A new blood test that can detect prostate cancer in high-risk patients has been developed by a research team at Mahidol University in Thailand.
The condition often develops slowly over many years, making early detection difficult due to lack of symptoms.
Each year, one million men in the US undergo biopsies to determine whether they have prostate cancer, a procedure traditionally guided by ultrasound imaging.
However, the new blood test isolates and visualises tumour-associated circulating endothelial cells (tCEC) — cells that line the interior surface of blood vessels — using a ten millilitre sample, according to study lead Dr Sebastian Bhakdi.
He said: “Tumour-associated circulating endothelial cells are highly promising biomarkers for the detection of early-stage cancers because they are thought to derive directly from a tumour’s own blood vessels.
“Unfortunately, however, they are extremely rare and almost indiscernible from normal blood cells, which is why they have been considered undetectable in routine laboratories until now.”
How does the new blood test for prostate cancer work?
According to the Centers for Disease Control and Prevention, prostate cancer represents nearly 10% of all cancer cases in the US, making it the second-leading cause of cancer-related death in American men behind lung cancer.
The American Cancer Society reports almost 174,650 new cases of prostate cancer and an estimated 31,620 prostate-related deaths will occur in the US this year.
As early diagnosis can help avoid extreme costs, discomfort, pain and adverse effects on quality of life, Dr Bhakdi and his team worked with private partners to develop a series of new technologies operating at sub-zero temperatures.
This allowed the researchers to isolate tCEC from whole blood and visualise them under a microscope.
Prostate cancer usually develops slowly and the majority will not require treatment in a man’s lifetime.

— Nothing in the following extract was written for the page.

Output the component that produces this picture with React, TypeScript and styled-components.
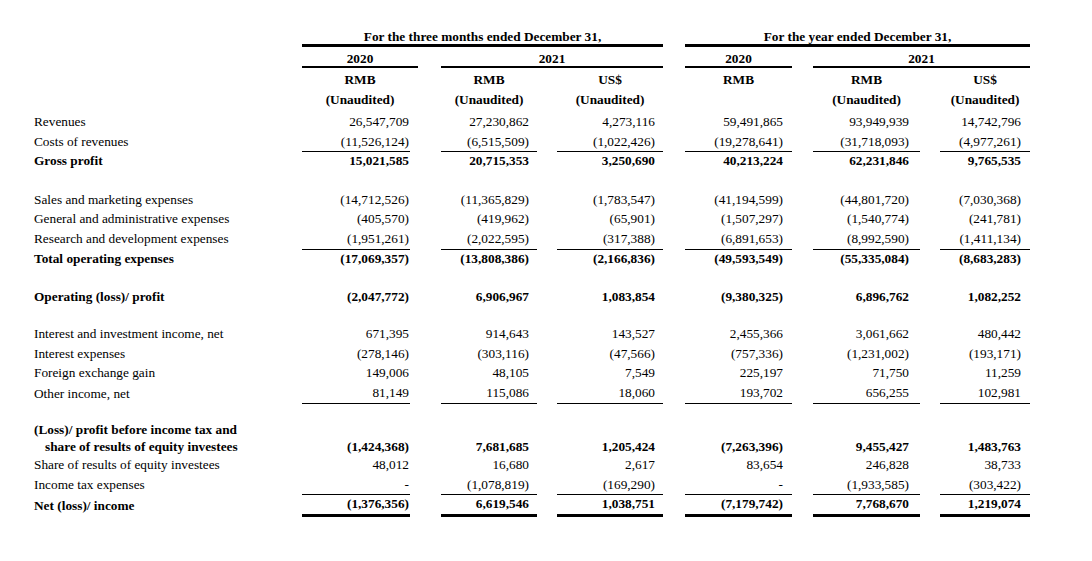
import React from "react";
import styled, { createGlobalStyle } from "styled-components";

const GlobalStyle = createGlobalStyle`
  html, body { margin: 0; padding: 0; background: #ffffff; }
  body {
    font-family: "Liberation Serif", "Times New Roman", serif;
    color: #000000;
    font-size: 13.3px;
  }
  * { box-sizing: border-box; }
`;

const COLS = "268px 116px 23px 96px 20px 106px 22px 107px 21px 107px 20px 90px";

const Sheet = styled.div`
  padding: 29px 0 40px 34px;
  width: 1092px;
`;

const Row = styled.div<{ $h?: number; $pt?: number }>`
  display: grid;
  grid-template-columns: ${COLS};
  height: ${(p) => (p.$h !== undefined ? `${p.$h}px` : "auto")};
  padding-top: ${(p) => p.$pt ?? 0}px;
`;

const HeadCell = styled.div<{ $from: number; $to: number; $rule: number; $lh: number }>`
  grid-column: ${(p) => p.$from} / ${(p) => p.$to};
  text-align: center;
  font-weight: bold;
  line-height: ${(p) => p.$lh}px;
  white-space: nowrap;
  border-bottom: ${(p) => (p.$rule ? `${p.$rule}px solid #000` : "none")};
`;

const Label = styled.div<{ $bold?: boolean; $lh?: number }>`
  grid-column: 1;
  display: flex;
  flex-direction: column;
  justify-content: center;
  font-weight: ${(p) => (p.$bold ? "bold" : "normal")};
  line-height: ${(p) => p.$lh ?? 19.6}px;
  white-space: nowrap;
`;

const Indented = styled.span`
  padding-left: 11px;
`;

const Num = styled.div<{
  $col: number;
  $trim: number;
  $pad: number;
  $bold?: boolean;
  $rule?: "single" | "thick";
  $bottom?: boolean;
  $lh?: number;
}>`
  grid-column: ${(p) => p.$col};
  margin-right: ${(p) => p.$trim}px;
  padding-right: ${(p) => p.$pad}px;
  display: flex;
  justify-content: flex-end;
  align-items: ${(p) => (p.$bottom ? "flex-end" : "center")};
  line-height: ${(p) => p.$lh ?? 19.6}px;
  font-weight: ${(p) => (p.$bold ? "bold" : "normal")};
  white-space: nowrap;
  border-bottom: ${(p) =>
    p.$rule === "single" ? "1px solid #000" : p.$rule === "thick" ? "3px solid #000" : "none"};
`;

const Spacer = styled.div<{ $h: number }>`
  height: ${(p) => p.$h}px;
`;

const DATA_COLS = [
  { col: 2, trim: 8, pad: 1 },
  { col: 4, trim: 0, pad: 8 },
  { col: 6, trim: 0, pad: 8 },
  { col: 8, trim: 0, pad: 9 },
  { col: 10, trim: 0, pad: 11 },
  { col: 12, trim: 0, pad: 9 },
];

type DataRow = {
  kind: "data";
  label: React.ReactNode;
  vals: string[];
  bold?: boolean;
  rule?: "single" | "thick";
  two?: boolean;
};
type GapRow = { kind: "gap"; h: number };

const ROWS: (DataRow | GapRow)[] = [
  { kind: "data", label: "Revenues", vals: ["26,547,709", "27,230,862", "4,273,116", "59,491,865", "93,949,939", "14,742,796"] },
  { kind: "data", label: "Costs of revenues", rule: "single", vals: ["(11,526,124)", "(6,515,509)", "(1,022,426)", "(19,278,641)", "(31,718,093)", "(4,977,261)"] },
  { kind: "data", label: "Gross profit", bold: true, vals: ["15,021,585", "20,715,353", "3,250,690", "40,213,224", "62,231,846", "9,765,535"] },
  { kind: "gap", h: 19 },
  { kind: "data", label: "Sales and marketing expenses", vals: ["(14,712,526)", "(11,365,829)", "(1,783,547)", "(41,194,599)", "(44,801,720)", "(7,030,368)"] },
  { kind: "data", label: "General and administrative expenses", vals: ["(405,570)", "(419,962)", "(65,901)", "(1,507,297)", "(1,540,774)", "(241,781)"] },
  { kind: "data", label: "Research and development expenses", rule: "single", vals: ["(1,951,261)", "(2,022,595)", "(317,388)", "(6,891,653)", "(8,992,590)", "(1,411,134)"] },
  { kind: "data", label: "Total operating expenses", bold: true, vals: ["(17,069,357)", "(13,808,386)", "(2,166,836)", "(49,593,549)", "(55,335,084)", "(8,683,283)"] },
  { kind: "gap", h: 19 },
  { kind: "data", label: "Operating (loss)/ profit", bold: true, vals: ["(2,047,772)", "6,906,967", "1,083,854", "(9,380,325)", "6,896,762", "1,082,252"] },
  { kind: "gap", h: 17.5 },
  { kind: "data", label: "Interest and investment income, net", vals: ["671,395", "914,643", "143,527", "2,455,366", "3,061,662", "480,442"] },
  { kind: "data", label: "Interest expenses", vals: ["(278,146)", "(303,116)", "(47,566)", "(757,336)", "(1,231,002)", "(193,171)"] },
  { kind: "data", label: "Foreign exchange gain", vals: ["149,006", "48,105", "7,549", "225,197", "71,750", "11,259"] },
  { kind: "data", label: "Other income, net", rule: "single", vals: ["81,149", "115,086", "18,060", "193,702", "656,255", "102,981"] },
  { kind: "gap", h: 17.5 },
  {
    kind: "data",
    two: true,
    bold: true,
    label: (
      <>
        <span>(Loss)/ profit before income tax and</span>
        <Indented>share of results of equity investees</Indented>
      </>
    ),
    vals: ["(1,424,368)", "7,681,685", "1,205,424", "(7,263,396)", "9,455,427", "1,483,763"],
  },
  { kind: "data", label: "Share of results of equity investees", vals: ["48,012", "16,680", "2,617", "83,654", "246,828", "38,733"] },
  { kind: "data", label: "Income tax expenses", rule: "single", vals: ["-", "(1,078,819)", "(169,290)", "-", "(1,933,585)", "(303,422)"] },
  { kind: "data", label: "Net (loss)/ income", bold: true, rule: "thick", vals: ["(1,376,356)", "6,619,546", "1,038,751", "(7,179,742)", "7,768,670", "1,219,074"] },
];

const UNITS = ["RMB", "RMB", "US$", "RMB", "RMB", "US$"];
const AUDIT = ["(Unaudited)", "(Unaudited)", "(Unaudited)", "", "(Unaudited)", "(Unaudited)"];

export default function App() {
  return (
    <>
      <GlobalStyle />
      <Sheet>
        <Row>
          <HeadCell $from={2} $to={7} $rule={3} $lh={15}>For the three months ended December 31,</HeadCell>
          <HeadCell $from={8} $to={13} $rule={3} $lh={15}>For the year ended December 31,</HeadCell>
        </Row>
        <Row $pt={4}>
          <HeadCell $from={2} $to={3} $rule={2} $lh={15}>2020</HeadCell>
          <HeadCell $from={4} $to={7} $rule={2} $lh={15}>2021</HeadCell>
          <HeadCell $from={8} $to={9} $rule={2} $lh={15}>2020</HeadCell>
          <HeadCell $from={10} $to={13} $rule={2} $lh={15}>2021</HeadCell>
        </Row>
        <Row $pt={2}>
          {DATA_COLS.map((c, i) => (
            <HeadCell key={i} $from={c.col} $to={c.col + 1} $rule={0} $lh={20}>{UNITS[i]}</HeadCell>
          ))}
        </Row>
        <Row>
          {DATA_COLS.map((c, i) => (
            <HeadCell key={i} $from={c.col} $to={c.col + 1} $rule={0} $lh={20}>{AUDIT[i]}</HeadCell>
          ))}
        </Row>
        <Spacer $h={2} />
        {ROWS.map((r, ri) =>
          r.kind === "gap" ? (
            <Spacer key={ri} $h={r.h} />
          ) : (
            <Row key={ri} $h={r.two ? 35 : 19.6} $pt={r.two ? 1 : 0}>
              <Label $bold={r.bold} $lh={r.two ? 17 : 19.6}>{r.label}</Label>
              {DATA_COLS.map((c, i) => (
                <Num
                  key={i}
                  $col={c.col}
                  $trim={c.trim}
                  $pad={c.pad}
                  $bold={r.bold}
                  $rule={r.rule}
                  $bottom={r.two}
                  $lh={r.two ? 17 : 19.6}
                >
                  {r.vals[i]}
                </Num>
              ))}
            </Row>
          )
        )}
      </Sheet>
    </>
  );
}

However, doctors struggle to predict which tumours will become aggressive, making it hard to decide on treatment for many men.

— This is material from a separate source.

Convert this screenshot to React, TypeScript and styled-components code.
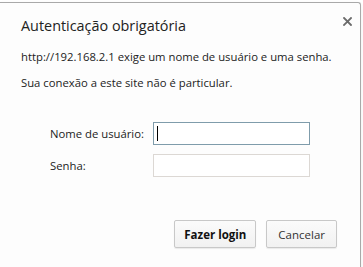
import React from 'react';
import styled, {createGlobalStyle} from "styled-components";

const GlobalStyle = createGlobalStyle`
	html, body {
		margin: 0;
		padding: 0;
		background: #ffffff;
	}
	body {
		font-family: "Open Sans", "Noto Sans", "Liberation Sans", sans-serif;
		color: #222;
	}
`

function App() {
	return (
		<Page>
			<GlobalStyle/>
			<Dialog>
				<CloseButton aria-label="Fechar">
					<svg width="9" height="9" viewBox="0 0 9 9">
						<path d="M1 1 L8 8 M8 1 L1 8" stroke="#6b6b6b" strokeWidth="1.8" strokeLinecap="square"/>
					</svg>
				</CloseButton>
				<Title>Autenticação obrigatória</Title>
				<Message>http://192.168.2.1 exige um nome de usuário e uma senha.</Message>
				<Message>Sua conexão a este site não é particular.</Message>
				<Form>
					<Field>
						<Label>Nome de usuário:</Label>
						<InputWrap>
							<Input focused/>
							<Caret/>
						</InputWrap>
					</Field>
					<Field>
						<Label>Senha:</Label>
						<InputWrap>
							<Input type="password"/>
						</InputWrap>
					</Field>
				</Form>
				<Buttons>
					<Button primary>Fazer login</Button>
					<Button>Cancelar</Button>
				</Buttons>
			</Dialog>
		</Page>
	);
}

export default App;

const Page = styled.div`
	width: 363px;
	height: 267px;
	padding-top: 2px;
	box-sizing: border-box;
	overflow: hidden;
`

const Dialog = styled.div`
	position: relative;
	width: 362px;
	height: 270px;
	margin-left: -1px;
	box-sizing: border-box;
	background: #fdfdfd;
	border: 1px solid #a9a9a9;
	border-bottom: none;
	border-top-right-radius: 3px;
	box-shadow: 0 2px 4px rgba(0, 0, 0, 0.08);
	padding: 13px 0 0 21px;
	display: flex;
	flex-direction: column;
`

const CloseButton = styled.button`
	position: absolute;
	top: 11px;
	right: 5px;
	width: 15px;
	height: 15px;
	padding: 0;
	border: none;
	background: transparent;
	display: flex;
	align-items: center;
	justify-content: center;
`

const Title = styled.div`
	font-size: 14.4px;
	line-height: 20px;
	color: #222;
	margin-bottom: 13px;
`

const Message = styled.div`
	font-size: 11.3px;
	line-height: 16px;
	color: #222;
	margin-bottom: 10px;
`

const Form = styled.div`
	display: flex;
	flex-direction: column;
	gap: 9px;
	margin-top: 21px;
	padding-left: 29px;
`

const Field = styled.div`
	display: grid;
	grid-template-columns: 103px 157px;
	align-items: center;
`

const Label = styled.label`
	font-size: 11.3px;
	color: #222;
`

const InputWrap = styled.div`
	position: relative;
	display: flex;
`

const Input = styled.input<{ focused?: boolean }>`
	width: 100%;
	height: 23px;
	box-sizing: border-box;
	border: 1px solid ${p => p.focused ? '#7f9cab' : '#dcd8d4'};
	background: #fff;
	outline: none;
	font-size: 12px;
	padding: 0 4px;

	&:focus {
		border-color: #7f9cab;
	}
`

const Caret = styled.span`
	position: absolute;
	left: 4px;
	top: 4px;
	width: 1px;
	height: 15px;
	background: #000;
`

const Buttons = styled.div`
	display: flex;
	justify-content: flex-end;
	gap: 10px;
	margin-top: 43px;
	padding-right: 23px;
`

const Button = styled.button<{ primary?: boolean }>`
	height: 28px;
	box-sizing: border-box;
	padding: 0 ${p => p.primary ? '9px' : '11px'};
	min-width: 70px;
	font-family: "Open Sans", "Noto Sans", sans-serif;
	font-size: 11.5px;
	font-weight: ${p => p.primary ? 700 : 400};
	color: ${p => p.primary ? '#111' : '#333'};
	background: linear-gradient(#fbfbfb, #f1f1f1);
	border: 1px solid #c8c8c8;
	border-radius: 2px;
	box-shadow: 0 1px 1px rgba(0, 0, 0, 0.08);
`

While malignant tumours start growing blood vessels when they’re as small as 1mm in size, Dr Bhakdi said dormant tumours don’t behave the same way.

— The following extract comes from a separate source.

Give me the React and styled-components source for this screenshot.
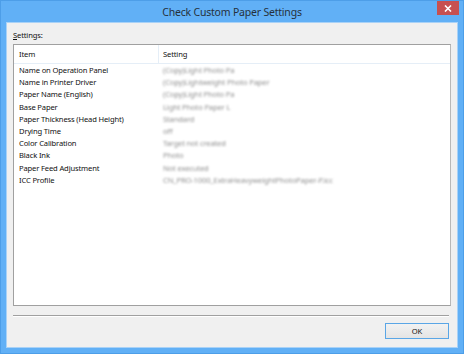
import styled, { createGlobalStyle } from 'styled-components';

const GlobalStyle = createGlobalStyle`
  html, body {
    margin: 0;
    padding: 0;
    width: 464px;
    height: 354px;
    overflow: hidden;
  }
  body {
    font-family: "Noto Sans", "Open Sans", sans-serif;
  }
`;

const Window = styled.div`
  width: 464px;
  height: 354px;
  box-sizing: border-box;
  background: #61b0f6;
  border: 1px solid #4d9ee8;
  display: flex;
  flex-direction: column;
`;

const TitleBar = styled.div`
  height: 21px;
  position: relative;
  display: flex;
  align-items: center;
  justify-content: center;
  font-size: 10.5px;
  letter-spacing: -0.2px;
  color: #26303c;
  padding-top: 1px;
  box-sizing: border-box;
`;

const CloseButton = styled.div`
  position: absolute;
  right: 4px;
  top: 0;
  width: 22px;
  height: 14px;
  background: #c75050;
  display: flex;
  align-items: center;
  justify-content: center;
`;

const Client = styled.div`
  flex: 1;
  margin: 0 5px 5px 5px;
  background: #f0f0f0;
  border: 1px solid #a9d2f7;
  display: flex;
  flex-direction: column;
  padding: 5px 6px 0 6px;
  font-size: 7.6px;
  letter-spacing: -0.15px;
  color: #111;
`;

const Label = styled.div`
  height: 14px;
  line-height: 14px;
  margin-bottom: 2px;
  u { text-decoration: underline; }
`;

const ListBox = styled.div`
  height: 262px;
  box-sizing: border-box;
  border: 1px solid #a0a0a0;
  border-right-color: #b8b8b8;
  background: #fff;
  display: flex;
  flex-direction: column;
`;

const HeaderRow = styled.div`
  display: grid;
  grid-template-columns: 145px 1fr;
  height: 18px;
  border-bottom: 1px solid #e5eef7;
`;

const HeaderCell = styled.div`
  padding-left: ${p => (p.$first ? '5px' : '4px')};
  line-height: 18px;
  border-right: ${p => (p.$first ? '1px solid #e5eef7' : 'none')};
`;

const Row = styled.div`
  display: grid;
  grid-template-columns: 145px 1fr;
  height: 12.2px;
  line-height: 12px;
  white-space: nowrap;
`;

const ItemCell = styled.div`
  padding-left: 5px;
`;

const ValueCell = styled.div`
  padding-left: 4px;
  color: #909090;
  filter: blur(0.9px);
`;

const Separator = styled.div`
  margin-top: 9px;
  height: 0;
  border-top: 1px solid #a0a0a0;
  border-bottom: 1px solid #fff;
  margin-right: 2px;
`;

const Footer = styled.div`
  display: flex;
  justify-content: flex-end;
  padding-top: 6px;
  padding-right: 2px;
`;

const Button = styled.button`
  width: 64px;
  height: 16px;
  box-sizing: border-box;
  border: 1px solid #5aa6e6;
  background: linear-gradient(#f2f2f2, #e4e4e4);
  font-family: "Noto Sans", "Open Sans", sans-serif;
  font-size: 7.6px;
  color: #111;
  padding: 0;
  line-height: 14px;
`;

const rows = [
  ['Name on Operation Panel', '(Copy)Light Photo Pa'],
  ['Name in Printer Driver', '(Copy)Lightweight Photo Paper'],
  ['Paper Name (English)', '(Copy)Light Photo Pa'],
  ['Base Paper', 'Light Photo Paper L'],
  ['Paper Thickness (Head Height)', 'Standard'],
  ['Drying Time', 'off'],
  ['Color Calibration', 'Target not created'],
  ['Black Ink', 'Photo'],
  ['Paper Feed Adjustment', 'Not executed'],
  ['ICC Profile', 'CN_PRO-1000_ExtraHeavyweightPhotoPaper-P.icc'],
];

export default function App() {
  return (
    <>
      <GlobalStyle />
      <Window>
        <TitleBar>
          Check Custom Paper Settings
          <CloseButton>
            <svg width="8" height="7" viewBox="0 0 8 7">
              <path d="M1 0.5 L7 6.5 M7 0.5 L1 6.5" stroke="#fff" strokeWidth="1.6" />
            </svg>
          </CloseButton>
        </TitleBar>
        <Client>
          <Label><u>S</u>ettings:</Label>
          <ListBox>
            <HeaderRow>
              <HeaderCell $first>Item</HeaderCell>
              <HeaderCell>Setting</HeaderCell>
            </HeaderRow>
            {rows.map(([item, value]) => (
              <Row key={item}>
                <ItemCell>{item}</ItemCell>
                <ValueCell>{value}</ValueCell>
              </Row>
            ))}
          </ListBox>
          <Separator />
          <Footer>
            <Button>OK</Button>
          </Footer>
        </Client>
      </Window>
    </>
  );
}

He explained the tCEC-based screening assay is capable of routinely detecting very rare cells in standard blood samples.
As a result, it could indicate whether or not the disease will actually harm the patient.
“We’ve developed the world’s first tCEC-based screening assay capable of routinely detecting these very rare cells in standard blood samples,” said Dr Bhakdi.
“And our study suggests that our assay serves well in distinguishing between men with and without clinically significant prostate cancer.
According to the US Preventive Services Task Force — an independent panel of experts in primary care — most healthcare organisations do not recommend the traditional prostate-specific antigen (PSA) screening for prostate cancer.
This has mainly been in response to conflicting evidence about the benefits and clear evidence of harms.
It can lead to false positive or ‘over diagnosed’ cancer — detecting prostate cells that histologically represent cancer, but will never grow to cause a patient harm.
“PSA screening is a hotly debated topic in modern urology,” Dr Bhakdi said.
“In more than 75% of all cases where PSA testing has led to a multi-core biopsy of the prostate, it came out negative — meaning the patient underwent a highly invasive procedure for no reason at all.”